OBJECTIVE
Take from the listing each line that has the string "this".

INFORMATION SHOWN
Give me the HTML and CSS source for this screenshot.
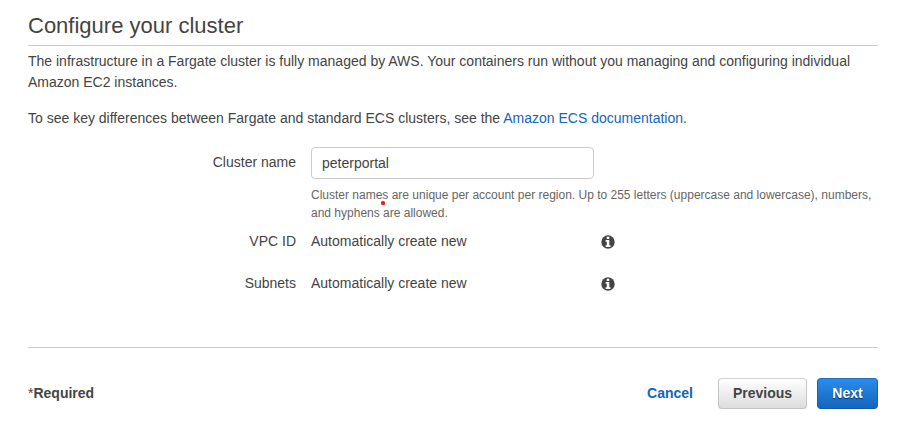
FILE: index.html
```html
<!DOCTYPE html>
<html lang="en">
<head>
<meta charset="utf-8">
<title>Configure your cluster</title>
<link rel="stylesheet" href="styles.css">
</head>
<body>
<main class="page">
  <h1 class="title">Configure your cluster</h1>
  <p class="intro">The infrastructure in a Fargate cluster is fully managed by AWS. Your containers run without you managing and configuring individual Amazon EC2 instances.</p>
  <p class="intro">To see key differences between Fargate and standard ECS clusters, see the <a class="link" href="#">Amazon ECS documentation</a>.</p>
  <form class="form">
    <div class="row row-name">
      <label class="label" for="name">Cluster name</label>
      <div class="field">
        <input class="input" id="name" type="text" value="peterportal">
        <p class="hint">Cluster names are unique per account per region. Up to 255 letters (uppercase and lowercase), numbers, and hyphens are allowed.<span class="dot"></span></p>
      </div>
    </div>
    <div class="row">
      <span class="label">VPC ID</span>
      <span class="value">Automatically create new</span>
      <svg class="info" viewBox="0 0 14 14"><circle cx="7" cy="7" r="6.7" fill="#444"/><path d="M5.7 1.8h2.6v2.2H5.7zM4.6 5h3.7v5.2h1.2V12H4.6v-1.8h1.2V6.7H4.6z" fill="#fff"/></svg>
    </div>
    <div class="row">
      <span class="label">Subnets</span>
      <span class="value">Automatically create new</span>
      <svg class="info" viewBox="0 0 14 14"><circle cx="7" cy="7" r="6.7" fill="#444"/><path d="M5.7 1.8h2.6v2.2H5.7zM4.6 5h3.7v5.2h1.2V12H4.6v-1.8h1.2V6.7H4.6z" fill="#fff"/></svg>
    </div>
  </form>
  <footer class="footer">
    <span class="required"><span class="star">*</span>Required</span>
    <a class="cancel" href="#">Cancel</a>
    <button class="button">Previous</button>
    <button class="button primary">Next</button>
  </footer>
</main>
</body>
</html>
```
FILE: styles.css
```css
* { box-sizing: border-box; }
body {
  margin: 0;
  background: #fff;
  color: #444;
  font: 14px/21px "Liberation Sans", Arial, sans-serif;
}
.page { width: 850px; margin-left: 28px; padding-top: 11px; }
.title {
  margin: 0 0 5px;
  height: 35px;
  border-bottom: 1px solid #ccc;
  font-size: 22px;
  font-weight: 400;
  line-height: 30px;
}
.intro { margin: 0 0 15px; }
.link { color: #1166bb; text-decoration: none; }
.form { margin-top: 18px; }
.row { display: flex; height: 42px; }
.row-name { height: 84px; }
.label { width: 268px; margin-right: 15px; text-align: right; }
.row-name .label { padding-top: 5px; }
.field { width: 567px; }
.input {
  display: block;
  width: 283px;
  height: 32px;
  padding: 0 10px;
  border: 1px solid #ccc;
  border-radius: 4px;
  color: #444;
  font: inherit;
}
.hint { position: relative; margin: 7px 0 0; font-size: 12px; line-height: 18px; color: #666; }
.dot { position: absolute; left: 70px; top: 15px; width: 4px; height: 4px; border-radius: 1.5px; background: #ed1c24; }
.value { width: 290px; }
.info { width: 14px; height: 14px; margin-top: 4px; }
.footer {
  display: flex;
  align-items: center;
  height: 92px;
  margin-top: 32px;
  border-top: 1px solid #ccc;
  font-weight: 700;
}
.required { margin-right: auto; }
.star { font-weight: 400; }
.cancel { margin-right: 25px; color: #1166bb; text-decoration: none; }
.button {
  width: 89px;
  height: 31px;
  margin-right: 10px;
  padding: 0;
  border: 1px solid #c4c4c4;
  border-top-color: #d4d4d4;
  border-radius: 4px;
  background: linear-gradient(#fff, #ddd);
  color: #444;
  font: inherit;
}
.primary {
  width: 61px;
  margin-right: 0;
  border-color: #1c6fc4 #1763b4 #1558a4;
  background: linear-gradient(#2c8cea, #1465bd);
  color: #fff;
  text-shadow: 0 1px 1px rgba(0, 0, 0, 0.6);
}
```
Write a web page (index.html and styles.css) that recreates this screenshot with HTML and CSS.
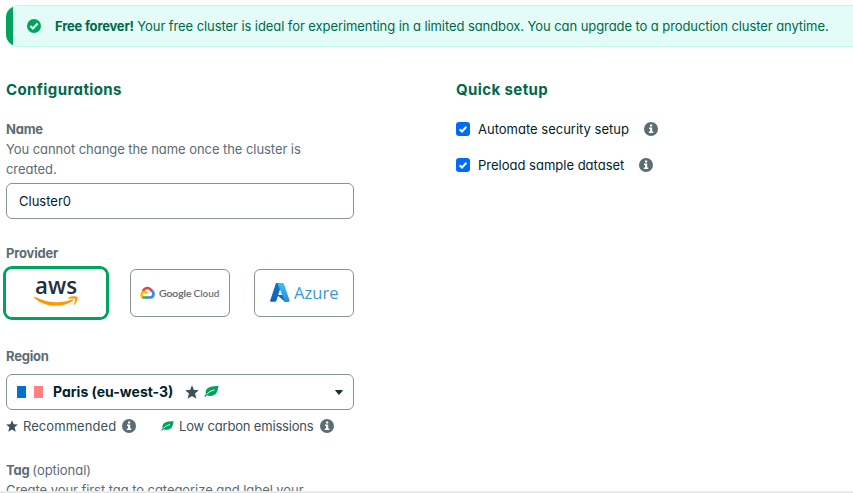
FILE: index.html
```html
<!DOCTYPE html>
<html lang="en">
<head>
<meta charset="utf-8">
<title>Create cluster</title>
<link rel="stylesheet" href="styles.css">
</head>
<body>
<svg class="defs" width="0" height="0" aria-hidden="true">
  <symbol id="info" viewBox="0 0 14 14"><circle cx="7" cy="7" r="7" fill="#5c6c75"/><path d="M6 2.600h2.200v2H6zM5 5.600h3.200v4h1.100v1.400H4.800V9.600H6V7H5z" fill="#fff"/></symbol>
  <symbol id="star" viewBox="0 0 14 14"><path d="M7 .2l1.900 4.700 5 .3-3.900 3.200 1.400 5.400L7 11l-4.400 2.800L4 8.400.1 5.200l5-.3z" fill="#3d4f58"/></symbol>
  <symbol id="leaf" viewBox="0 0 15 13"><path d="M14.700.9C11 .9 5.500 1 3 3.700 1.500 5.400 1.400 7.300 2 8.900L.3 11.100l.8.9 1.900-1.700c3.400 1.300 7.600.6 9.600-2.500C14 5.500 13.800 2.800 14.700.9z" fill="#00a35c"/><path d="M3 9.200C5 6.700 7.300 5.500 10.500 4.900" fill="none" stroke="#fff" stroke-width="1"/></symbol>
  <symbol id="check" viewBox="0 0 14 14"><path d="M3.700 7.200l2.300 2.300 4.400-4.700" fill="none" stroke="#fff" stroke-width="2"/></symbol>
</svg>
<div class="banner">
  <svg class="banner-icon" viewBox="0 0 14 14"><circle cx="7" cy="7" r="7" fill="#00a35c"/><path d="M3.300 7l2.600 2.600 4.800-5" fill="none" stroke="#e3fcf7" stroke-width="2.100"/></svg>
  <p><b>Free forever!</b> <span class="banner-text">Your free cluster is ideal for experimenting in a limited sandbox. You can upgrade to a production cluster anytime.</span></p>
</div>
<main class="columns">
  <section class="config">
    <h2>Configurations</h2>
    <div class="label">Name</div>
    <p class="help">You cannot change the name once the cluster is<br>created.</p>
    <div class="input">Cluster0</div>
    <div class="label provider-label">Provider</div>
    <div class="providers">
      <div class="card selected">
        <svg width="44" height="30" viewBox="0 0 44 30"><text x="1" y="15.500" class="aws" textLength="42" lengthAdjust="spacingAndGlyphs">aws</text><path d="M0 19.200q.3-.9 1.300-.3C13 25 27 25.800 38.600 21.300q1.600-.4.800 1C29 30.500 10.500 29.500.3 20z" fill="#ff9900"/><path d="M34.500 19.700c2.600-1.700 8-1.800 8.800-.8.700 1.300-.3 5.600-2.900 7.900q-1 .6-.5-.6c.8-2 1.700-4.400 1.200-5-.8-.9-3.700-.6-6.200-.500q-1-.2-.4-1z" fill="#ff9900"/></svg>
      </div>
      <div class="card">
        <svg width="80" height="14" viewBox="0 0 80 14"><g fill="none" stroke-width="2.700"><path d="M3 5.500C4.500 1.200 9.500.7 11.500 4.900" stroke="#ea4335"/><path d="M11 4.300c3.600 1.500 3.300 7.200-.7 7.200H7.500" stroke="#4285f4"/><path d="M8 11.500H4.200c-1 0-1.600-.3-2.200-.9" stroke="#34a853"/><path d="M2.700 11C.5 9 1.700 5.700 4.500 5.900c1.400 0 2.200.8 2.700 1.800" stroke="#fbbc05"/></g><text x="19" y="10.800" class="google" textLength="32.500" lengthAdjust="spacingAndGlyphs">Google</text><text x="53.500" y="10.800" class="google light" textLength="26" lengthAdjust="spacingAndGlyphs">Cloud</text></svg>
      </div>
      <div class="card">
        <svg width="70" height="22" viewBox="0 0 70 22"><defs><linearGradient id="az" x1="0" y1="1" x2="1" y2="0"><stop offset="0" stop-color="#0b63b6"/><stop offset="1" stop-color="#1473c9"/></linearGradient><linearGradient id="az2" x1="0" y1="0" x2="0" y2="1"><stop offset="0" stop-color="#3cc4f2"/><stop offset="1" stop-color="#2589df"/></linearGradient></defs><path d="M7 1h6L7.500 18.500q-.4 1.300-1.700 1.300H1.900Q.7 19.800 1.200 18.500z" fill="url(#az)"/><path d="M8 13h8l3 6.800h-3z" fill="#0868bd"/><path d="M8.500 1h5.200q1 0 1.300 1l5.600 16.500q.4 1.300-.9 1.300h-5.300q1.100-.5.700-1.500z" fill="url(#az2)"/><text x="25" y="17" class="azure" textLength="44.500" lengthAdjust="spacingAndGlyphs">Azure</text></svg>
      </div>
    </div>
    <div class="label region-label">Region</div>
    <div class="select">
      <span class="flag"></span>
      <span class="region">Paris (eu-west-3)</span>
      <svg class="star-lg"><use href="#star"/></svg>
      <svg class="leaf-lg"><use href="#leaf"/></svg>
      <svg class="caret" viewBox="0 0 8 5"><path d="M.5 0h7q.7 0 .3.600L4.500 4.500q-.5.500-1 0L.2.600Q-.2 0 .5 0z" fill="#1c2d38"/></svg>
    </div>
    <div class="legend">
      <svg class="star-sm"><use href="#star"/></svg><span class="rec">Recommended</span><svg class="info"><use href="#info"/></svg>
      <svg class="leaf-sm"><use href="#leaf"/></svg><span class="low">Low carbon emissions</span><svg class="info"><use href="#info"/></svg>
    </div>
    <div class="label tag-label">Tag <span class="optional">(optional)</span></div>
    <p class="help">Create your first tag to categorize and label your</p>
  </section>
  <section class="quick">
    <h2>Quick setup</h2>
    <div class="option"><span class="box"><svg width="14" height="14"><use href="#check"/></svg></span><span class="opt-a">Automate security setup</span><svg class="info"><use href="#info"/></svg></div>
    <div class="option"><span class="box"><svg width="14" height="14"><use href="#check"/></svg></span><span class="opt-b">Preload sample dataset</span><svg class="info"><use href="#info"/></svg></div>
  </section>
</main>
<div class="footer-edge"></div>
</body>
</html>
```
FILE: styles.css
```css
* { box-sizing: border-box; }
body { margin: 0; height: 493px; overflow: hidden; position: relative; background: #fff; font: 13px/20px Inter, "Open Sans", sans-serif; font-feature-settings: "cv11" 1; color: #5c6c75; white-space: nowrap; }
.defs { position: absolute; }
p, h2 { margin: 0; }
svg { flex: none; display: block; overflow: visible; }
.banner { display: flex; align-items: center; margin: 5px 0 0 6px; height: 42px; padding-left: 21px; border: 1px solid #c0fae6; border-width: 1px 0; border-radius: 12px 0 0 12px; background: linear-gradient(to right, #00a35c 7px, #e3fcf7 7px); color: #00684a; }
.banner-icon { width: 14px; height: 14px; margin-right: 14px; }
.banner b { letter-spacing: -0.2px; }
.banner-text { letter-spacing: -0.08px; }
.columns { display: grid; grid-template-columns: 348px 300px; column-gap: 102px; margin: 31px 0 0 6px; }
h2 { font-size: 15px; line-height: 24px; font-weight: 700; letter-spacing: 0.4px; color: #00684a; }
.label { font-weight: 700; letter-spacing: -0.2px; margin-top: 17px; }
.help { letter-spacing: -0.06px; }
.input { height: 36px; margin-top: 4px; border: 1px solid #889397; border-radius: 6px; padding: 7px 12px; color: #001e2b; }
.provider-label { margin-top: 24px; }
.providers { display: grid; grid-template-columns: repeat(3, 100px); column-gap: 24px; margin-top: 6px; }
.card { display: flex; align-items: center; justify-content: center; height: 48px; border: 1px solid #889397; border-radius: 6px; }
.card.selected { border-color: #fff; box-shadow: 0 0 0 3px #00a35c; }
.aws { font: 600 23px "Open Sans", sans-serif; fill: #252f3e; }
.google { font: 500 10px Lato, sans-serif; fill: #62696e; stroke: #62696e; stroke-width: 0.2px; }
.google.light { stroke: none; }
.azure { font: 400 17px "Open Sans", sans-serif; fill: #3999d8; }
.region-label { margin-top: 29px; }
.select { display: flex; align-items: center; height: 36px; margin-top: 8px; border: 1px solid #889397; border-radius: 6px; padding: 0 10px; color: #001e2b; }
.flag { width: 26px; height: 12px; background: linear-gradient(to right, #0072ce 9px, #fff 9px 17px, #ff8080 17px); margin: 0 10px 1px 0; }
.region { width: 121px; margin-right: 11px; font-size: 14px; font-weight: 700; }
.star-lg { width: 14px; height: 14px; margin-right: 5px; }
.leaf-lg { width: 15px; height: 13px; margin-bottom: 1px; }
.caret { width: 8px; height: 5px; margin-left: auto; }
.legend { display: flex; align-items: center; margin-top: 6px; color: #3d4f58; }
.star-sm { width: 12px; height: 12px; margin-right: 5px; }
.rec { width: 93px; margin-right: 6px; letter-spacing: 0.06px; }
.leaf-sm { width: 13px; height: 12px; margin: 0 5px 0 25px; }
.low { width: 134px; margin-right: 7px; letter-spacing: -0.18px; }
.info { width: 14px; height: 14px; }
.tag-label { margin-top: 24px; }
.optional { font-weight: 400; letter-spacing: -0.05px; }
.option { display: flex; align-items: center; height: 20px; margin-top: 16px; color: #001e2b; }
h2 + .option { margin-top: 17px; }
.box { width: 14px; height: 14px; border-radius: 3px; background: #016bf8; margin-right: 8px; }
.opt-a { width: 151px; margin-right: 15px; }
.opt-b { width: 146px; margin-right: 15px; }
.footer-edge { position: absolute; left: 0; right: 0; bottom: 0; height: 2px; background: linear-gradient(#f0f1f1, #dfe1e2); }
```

SOLVED PROBLEM
Give me the HTML and CSS source for this screenshot.
Write a web page (index.html and styles.css) that recreates this screenshot with HTML and CSS.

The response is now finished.